Remote streaming FROM LibreELEC to clients - do devs consider this?

  • Hi, just subscribed to post this.

    I was searching through the net and have found almost noone mentions running LibreELEC on one machine and streaming input/display/sound from/to clients. Im doing this on Windows with Sunshine and find it very convenient. I imagine running a VM / Container with KODI on a VM server and being able to access it from any low-end device or SmartTV running Apollo/Moonlight. You could take your entire home library with you everywhere by the means of mobile running stream from your home. It requires a dedicated GPU but who knows if one day tech biggies would allow vGPU in home servers.

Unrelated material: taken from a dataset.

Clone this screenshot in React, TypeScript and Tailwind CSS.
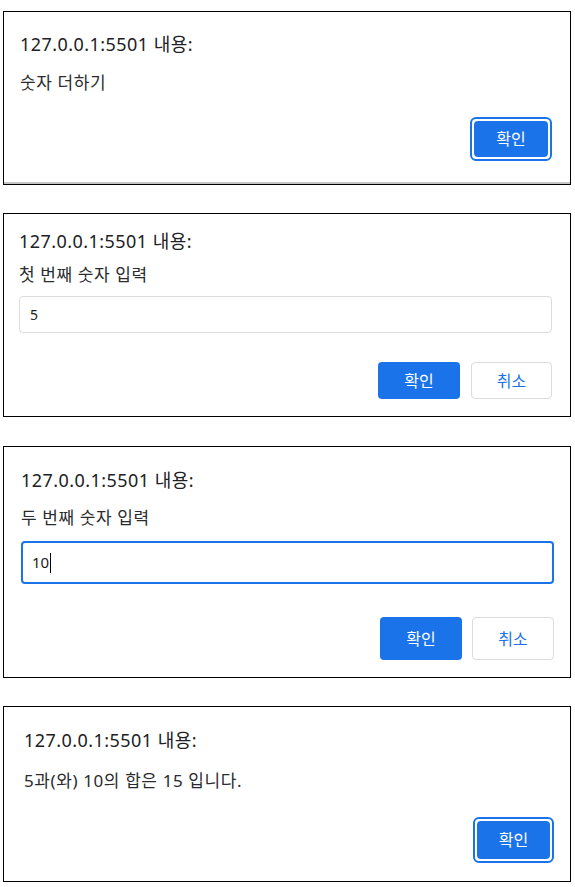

    Out of curiosity I have installed LibreELEC as a VM, took a LCD to my headless server to enable ssh and found it waste of time as there is no default option to install Sunshine. So im trying to build and add it to this VM.

    But Im not a developer or Linux Pro, just following CGPT advice. It seems it would be quicker if someone post if it's even possible.

    Thanks in advance!

  • Ah ok, thank you for a "cut to the chase" answer. I'm not intending to "pirate" anything.

    Honestly, can't see a difference between taking a raspi running LibreELEC to, say, a demo party with a thumbstick drive full of fresh seasons of pirated series attached. Can be hook'd it to a DLP and let bingewatch TwinkPeaks 5 the whole night with folks. You wouldn't consider ditching this nice project because of this, would you?

    BTW I'm not using KODI because each time I try to load my Library of ripped CD that I own or movies that went, or should have, open, it starts to freak me out with milliards of connections from some IP junkies hooked to a Studio network taking it for granted I have dload it from some dark darknet sources - hashes do not match - so I deserve disgrace and a hackaton.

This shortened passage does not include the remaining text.